熟年の文化徒然雑記帳

徒然なるままに、クラシックや歌舞伎・文楽鑑賞、海外生活と旅、読書、生活随想、経済、経営、政治等々万の随想を書こうと思う。

死に追い詰められたシルバーバックのマウンテン・ゴリラ

2008年03月21日 | 地球温暖化・環境問題
   英国の高級紙「インディペンデント」の電子版を読んでいて、ショッキングな写真(口絵)を見つけた。
   殺害された巨大なリーダー・ゴリラが、タンカに縛り付けられて住民達に運ばれて行く怪獣映画の一シーンのような写真である。
   手の腕だけでも、大人一人分の大きさがあろうかと思える巨大なマウンテン・ゴリラがアフリカにいて、それらが、人間の金儲けの為に何頭も殺されているのである。何とも悲しくて慙愧に耐えない。
   何故、絶滅寸前のゴリラが殺されるのか。ゴリラの生息地である森林を伐採して木炭を製造する為に、守護神であるべき筈のコンゴのヴィルンガ公立公園のディレクターHonore Mashagiroが、部下に命令して殺させたと言うのである。

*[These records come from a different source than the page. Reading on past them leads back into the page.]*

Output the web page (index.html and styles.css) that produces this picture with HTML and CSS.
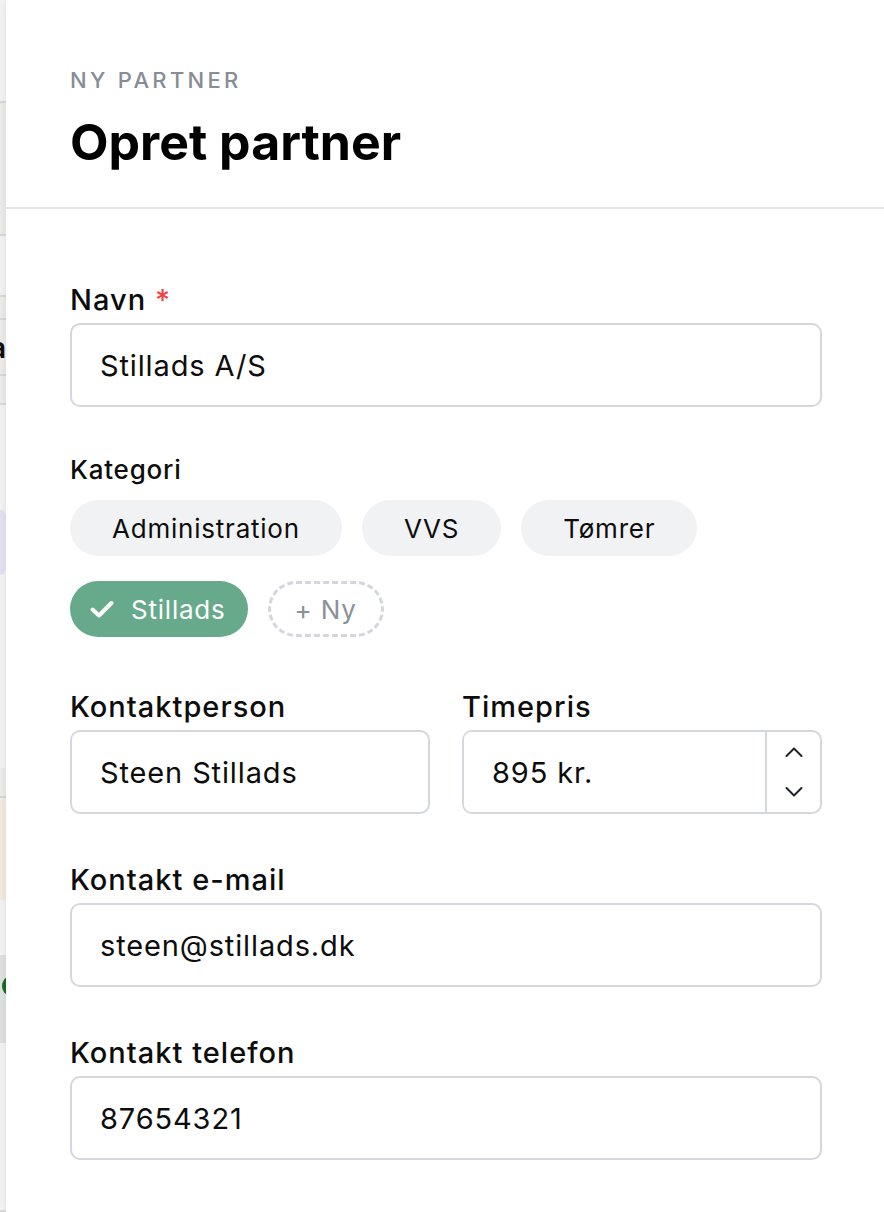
FILE: index.html
```html
<!DOCTYPE html>
<html lang="da">
<head>
    <meta charset="UTF-8">
    <meta name="viewport" content="width=device-width, initial-scale=1.0">
    <title>Opret partner</title>
    <link rel="stylesheet" href="styles.css">
</head>
<body>
    <div class="page">
        <!-- Underlying list, mostly covered by the drawer -->
        <div class="backdrop">
            <div class="bd-row" style="height: 103px"></div>
            <div class="bd-row bd-warm" style="height: 133px"></div>
            <div class="bd-row" style="height: 61px"></div>
            <div class="bd-row bd-warm" style="height: 23px"></div>
            <div class="bd-row bd-warm bd-text" style="height: 56px">a</div>
            <div class="bd-row bd-warm" style="height: 29px"></div>
            <div class="bd-row bd-plain" style="height: 105px"></div>
            <div class="bd-row bd-lilac" style="height: 65px"></div>
            <div class="bd-row bd-plain" style="height: 193px"></div>
            <div class="bd-row bd-warm" style="height: 30px"></div>
            <div class="bd-row bd-peach" style="height: 102px"></div>
            <div class="bd-row bd-plain" style="height: 55px"></div>
            <div class="bd-row bd-mint" style="height: 88px"><span class="bd-dot"></span></div>
            <div class="bd-row bd-plain" style="height: 29px"></div>
            <div class="bd-row" style="height: 140px"></div>
        </div>

        <div class="drawer">
            <div class="drawer-header">
                <div class="eyebrow">NY PARTNER</div>
                <h1>Opret partner</h1>
            </div>

            <form class="drawer-body">
                <div class="field">
                    <label for="navn">Navn <span class="required">*</span></label>
                    <input type="text" id="navn" class="text-input" value="Stillads A/S">
                </div>

                <div class="field field-chips">
                    <label class="label-small">Kategori</label>
                    <div class="chips">
                        <button type="button" class="chip">Administration</button>
                        <button type="button" class="chip">VVS</button>
                        <button type="button" class="chip">Tømrer</button>
                        <button type="button" class="chip chip-active">
                            <svg width="26" height="20" viewBox="0 0 26 20" fill="none">
                                <path d="M3.5 10.5 L10 16.5 L22.5 4" stroke="#fff" stroke-width="4" stroke-linecap="round" stroke-linejoin="round"/>
                            </svg>
                            Stillads
                        </button>
                        <button type="button" class="chip chip-new">+ Ny</button>
                    </div>
                </div>

                <div class="field-row">
                    <div class="field">
                        <label for="kontakt">Kontaktperson</label>
                        <input type="text" id="kontakt" class="text-input" value="Steen Stillads">
                    </div>
                    <div class="field">
                        <label for="timepris">Timepris</label>
                        <div class="number-input">
                            <input type="text" id="timepris" value="895 kr.">
                            <div class="stepper">
                                <button type="button" class="step-btn">
                                    <svg width="20" height="12" viewBox="0 0 20 12" fill="none">
                                        <path d="M2.5 10 L10 2.5 L17.5 10" stroke="#1f2328" stroke-width="2" stroke-linecap="round" stroke-linejoin="round"/>
                                    </svg>
                                </button>
                                <button type="button" class="step-btn">
                                    <svg width="20" height="12" viewBox="0 0 20 12" fill="none">
                                        <path d="M2.5 2 L10 9.5 L17.5 2" stroke="#1f2328" stroke-width="2" stroke-linecap="round" stroke-linejoin="round"/>
                                    </svg>
                                </button>
                            </div>
                        </div>
                    </div>
                </div>

                <div class="field">
                    <label for="email">Kontakt e-mail</label>
                    <input type="text" id="email" class="text-input" value="steen@stillads.dk">
                </div>

                <div class="field">
                    <label for="telefon">Kontakt telefon</label>
                    <input type="text" id="telefon" class="text-input" value="87654321">
                </div>
            </form>
        </div>
    </div>
</body>
</html>
```

FILE: styles.css
```css
/* General page styling */
body {
    margin: 0;
    padding: 0;
    font-family: Inter, "Noto Sans", Arial, sans-serif;
    color: #0d0d0d;
    background-color: #f7f7f7;
    height: 1212px;
    overflow: hidden;
}

.page {
    display: flex;
    height: 1212px;
}

/* Backdrop strip on the left */
.backdrop {
    width: 6px;
    flex-shrink: 0;
    display: flex;
    flex-direction: column;
    background-color: #f7f7f7;
    overflow: hidden;
}

.bd-row {
    flex-shrink: 0;
    border-bottom: 2px solid #dcdcdc;
    box-sizing: border-box;
}

.bd-plain {
    border-bottom: none;
}

.bd-warm {
    background-color: #f1efeb;
}

.bd-peach {
    background-color: #f8efe3;
    border-bottom: none;
}

.bd-lilac {
    background-color: #e8e5f8;
    border-bottom: none;
    border-radius: 0 14px 14px 0;
}

.bd-mint {
    background-color: #e1e6e3;
    border-bottom: none;
    position: relative;
}

.bd-dot {
    position: absolute;
    left: 2px;
    top: 22px;
    width: 14px;
    height: 18px;
    border-radius: 50%;
    background-color: #1e6b22;
}

.bd-text {
    font-size: 28px;
    font-weight: 600;
    line-height: 56px;
    text-indent: -10px;
}

/* Drawer */
.drawer {
    flex: 1;
    min-width: 0;
    background-color: #ffffff;
    box-shadow: -3px 0 10px rgba(0, 0, 0, 0.08);
    position: relative;
}

.drawer-header {
    padding: 67px 62px 36px 64px;
    border-bottom: 2px solid #e4e6e9;
}

.eyebrow {
    font-size: 22px;
    line-height: 26px;
    letter-spacing: 0.15em;
    color: #868d97;
    font-weight: 500;
}

.drawer-header h1 {
    margin: 20px 0 0;
    font-size: 50px;
    line-height: 58px;
    font-weight: 700;
    color: #000000;
}

.drawer-body {
    padding: 74px 62px 0 64px;
    display: flex;
    flex-direction: column;
    gap: 49px;
}

.field {
    display: flex;
    flex-direction: column;
    min-width: 0;
}

.field label {
    font-size: 29px;
    line-height: 34px;
    font-weight: 500;
    letter-spacing: 0.035em;
    margin-bottom: 6px;
}

.field .label-small {
    font-size: 26px;
    line-height: 28px;
    letter-spacing: 0.03em;
    margin-bottom: 16px;
}

.required {
    color: #ef4444;
}

.text-input {
    height: 84px;
    box-sizing: border-box;
    border: 2px solid #d4d7dc;
    border-radius: 10px;
    padding: 0 28px;
    font-family: inherit;
    font-size: 29px;
    letter-spacing: 0.03em;
    color: #0d0d0d;
    background-color: #ffffff;
    width: 100%;
    min-width: 0;
}

.text-input:focus {
    outline: none;
}

/* Category chips */
.field-chips {
    margin-bottom: 4px;
}

.chips {
    display: flex;
    flex-wrap: wrap;
    column-gap: 20px;
    row-gap: 25px;
}

.chip {
    height: 56px;
    padding: 0 42px;
    border: none;
    border-radius: 28px;
    background-color: #f1f2f4;
    font-family: inherit;
    font-size: 26px;
    letter-spacing: 0.03em;
    color: #0d0d0d;
    display: flex;
    align-items: center;
    gap: 16px;
    cursor: pointer;
}

.chip-active {
    background-color: #67aa8b;
    color: #ffffff;
    padding: 0 22px 0 19px;
}

.chip-new {
    background-color: #ffffff;
    border: 3px dashed #d3d7dd;
    color: #8a919b;
    padding: 0 24px;
}

/* Two column row */
.field-row {
    display: grid;
    grid-template-columns: minmax(0, 1fr) minmax(0, 1fr);
    column-gap: 32px;
}

.number-input {
    display: flex;
    height: 84px;
    box-sizing: border-box;
    border: 2px solid #d4d7dc;
    border-radius: 10px;
    overflow: hidden;
}

.number-input input {
    flex: 1;
    min-width: 0;
    border: none;
    padding: 0 28px;
    font-family: inherit;
    font-size: 29px;
    letter-spacing: 0.03em;
    color: #0d0d0d;
}

.number-input input:focus {
    outline: none;
}

.stepper {
    width: 53px;
    border-left: 2px solid #d4d7dc;
    display: flex;
    flex-direction: column;
}

.step-btn {
    flex: 1;
    border: none;
    background: none;
    padding: 0;
    display: flex;
    align-items: center;
    justify-content: center;
    cursor: pointer;
}
```
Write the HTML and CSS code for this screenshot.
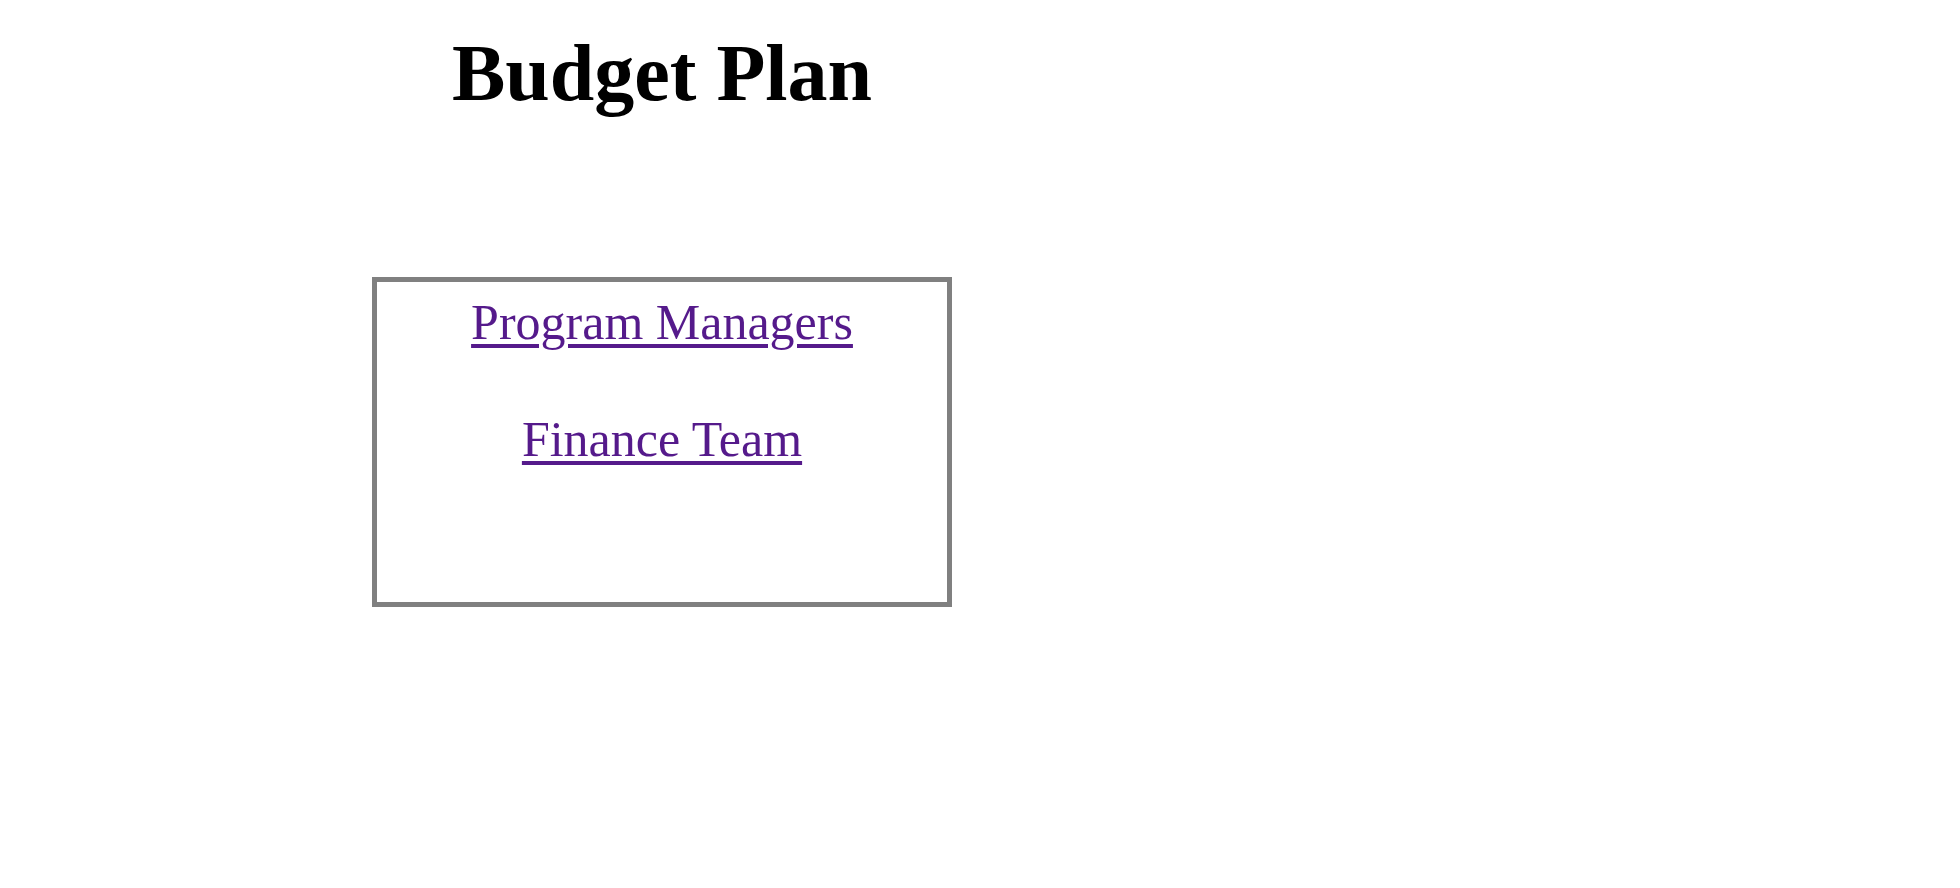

   コンゴ、ウガンダ、ルワンダ3国の国境にあるヴィルンガの死火山の火口の傾斜地に、ユネスコが管理し捕獲を禁止されている700匹のマウンテン・ゴリラの内半数が生息しているが、この地で、国立公園の管理役人が率先してゴリラを殺害していることが発覚し、当事者が逮捕されたと言うのだから、コンゴ政府も見過ごすわけにも行かず、世界のワイルドライフや環境保護団体が顔を曇らせている。

   原住民の密猟者なら貴重な肉を目的とするのだが、そのまま殺害されて放置されており、第一に、一般人が殆ど近づけないところであり、正に公園の管理人たちの仕業であり、Mashagiroは、違法な炭焼オファーでも容疑を受けている。
   違法な木炭業者が、ゴリラの生息地である木材を切り倒して工業用燃料として年間30億円($30M)を儲けているようだが、昨年、コンゴ政府が、この取締りを強化したので、環境保護団体は、これが更に事態を悪化させたと考えている。
   Mashagiroは、ゴリラ殺害があった直後に、コンゴ自然保護協会の上級官吏官から、このヴィルンガのディレクターに任命され、カフズ・ビーガ国立公園のゴリラ頭数担当官の任についており、有名な環境保護者が、彼は稀に見る逸材の一人でで逮捕にはショックを受けていると言っているのだから、いい加減なものである。

   この問題は、環境問題のみならず、色々な貴重な問題点を提起している。
   絶滅品種の生物保護と言う問題にしても、これらの殆どの原因は、先進国の自分たち勝手なエゴによる成長志向の経済社会発展に起因している。
   貴重な動植物の最後の楽園は、後進国の原野や森林・山林など未開発の地域に追いやられてしまっているが、グローバル経済に巻き込まれた貧しい住民にとっては、否応なく、生きて行くためには、この経済法則に従って自分たちの身近な自然を犠牲にする以外に方策はない。
   僅か30億円の資金を稼ぐ為に、貴重な自然が破壊され、絶滅寸前の自分たちの仲間である霊長類のゴリラが殺害されるのなどは、恐らく、原住民の価値感と先進国の保護団体の考え方には雲泥の差がある筈である。
   この50年の間に、成長成長で、貴重な自然環境のみならず、取り返しのつかない貴重な遺産・財産を数限りなく失ってきた日本の歴史を振り返ってみれば、そのことが良く分かる。

   地球温暖化等にかんする環境問題は、バイオエタノールへの転換で食料価格を高騰させる等で貧しい後進国の生活を益々窮地に立たせており、石油や原材料など天然資源の価格高騰が、持たざる国を直撃し、更に、ドル安による世界経済秩序の大転換などの大変動が、後進国経済の存続自体を脅かし続けている。
   恐らく、マウンテン・ゴリラを追い詰めてヴィルンガで生産された木炭は、グローバル市場へと言うのではなく、アフリカの小さな工場でのエネルギー資源として使われるのであろう。
   環境問題にしても、世界経済社会の発展の問題にしても、グローバル・システムに否応なく取り込まれて翻弄され続けている、このようなアフリカなどの後進国での深刻な問題を無視・軽視してはならないと思っている。